◆ Task objective:
List all lines in the material below that contain "components".

━━━━━━

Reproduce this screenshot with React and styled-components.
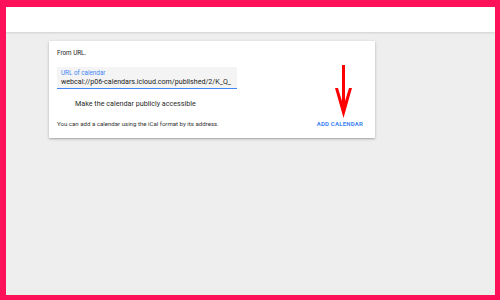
import React from "react";
import styled, { createGlobalStyle } from "styled-components";

const GlobalStyle = createGlobalStyle`
  html, body {
    margin: 0;
    padding: 0;
  }
  body {
    font-family: Roboto, "Liberation Sans", Arial, sans-serif;
  }
`;

const Frame = styled.div`
  position: relative;
  box-sizing: border-box;
  width: 500px;
  height: 300px;
  border-style: solid;
  border-color: #ff1159;
  border-width: 7px 5px 5px 6px;
  background: #eeeeee;
  display: flex;
  flex-direction: column;
  overflow: hidden;
`;

const Header = styled.div`
  height: 25px;
  flex-shrink: 0;
  background: #ffffff;
  box-shadow: 0 1px 2px rgba(0, 0, 0, 0.12);
  position: relative;
  z-index: 1;
`;

const Main = styled.div`
  flex: 1;
  padding: 9px 0 0 43px;
`;

const Card = styled.div`
  position: relative;
  box-sizing: border-box;
  width: 326px;
  height: 97px;
  background: #ffffff;
  box-shadow: 0 1px 3px rgba(0, 0, 0, 0.22), 0 1px 1px rgba(0, 0, 0, 0.1);
  padding: 8px 12px 0 8px;
  display: flex;
  flex-direction: column;
`;

const Title = styled.div`
  font-size: 6.3px;
  line-height: 9px;
  color: #212121;
`;

const Field = styled.div`
  box-sizing: border-box;
  margin-top: 9px;
  width: 180px;
  height: 22px;
  background: #f4f4f4;
  border-bottom: 1.5px solid #4285f4;
  padding: 3px 3px 0 4px;
  display: flex;
  flex-direction: column;
`;

const FieldLabel = styled.div`
  font-size: 6.3px;
  line-height: 7px;
  color: #4285f4;
`;

const FieldValue = styled.div`
  font-size: 7.1px;
  line-height: 10px;
  color: #222222;
  white-space: nowrap;
`;

const CheckRow = styled.div`
  margin: 9px 0 0 18px;
  font-size: 7.2px;
  line-height: 11px;
  color: #2a2a2a;
`;

const Footer = styled.div`
  margin-top: 10px;
  display: flex;
  justify-content: space-between;
  align-items: center;
`;

const Hint = styled.div`
  font-size: 6.1px;
  line-height: 9px;
  color: #333333;
`;

const Action = styled.div`
  font-size: 6px;
  line-height: 9px;
  font-weight: bold;
  letter-spacing: 0.2px;
  color: #4285f4;
`;

const Arrow = styled.svg`
  position: absolute;
  left: 286px;
  top: 24px;
`;

const App = () => {
  return (
    <>
      <GlobalStyle />
      <Frame>
        <Header />
        <Main>
          <Card>
            <Title>From URL.</Title>
            <Field>
              <FieldLabel>URL of calendar</FieldLabel>
              <FieldValue>webcal://p06-calendars.icloud.com/published/2/K_Q_</FieldValue>
            </Field>
            <CheckRow>Make the calendar publicly accessible</CheckRow>
            <Footer>
              <Hint>You can add a calendar using the iCal format by its address.</Hint>
              <Action>ADD CALENDAR</Action>
            </Footer>
            <Arrow width="18" height="54" viewBox="0 0 18 54">
              <rect x="7" y="0" width="3" height="46" fill="#ff0000" />
              <path d="M0 23 L3 23 L8.5 41 L14 23 L17 23 L8.5 53 Z" fill="#ff0000" />
            </Arrow>
          </Card>
        </Main>
      </Frame>
    </>
  );
};

export default App;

━━━━━━

◆ Solution to the problem:
Reproduce this screenshot with React and styled-components.
import styled, { createGlobalStyle } from "styled-components";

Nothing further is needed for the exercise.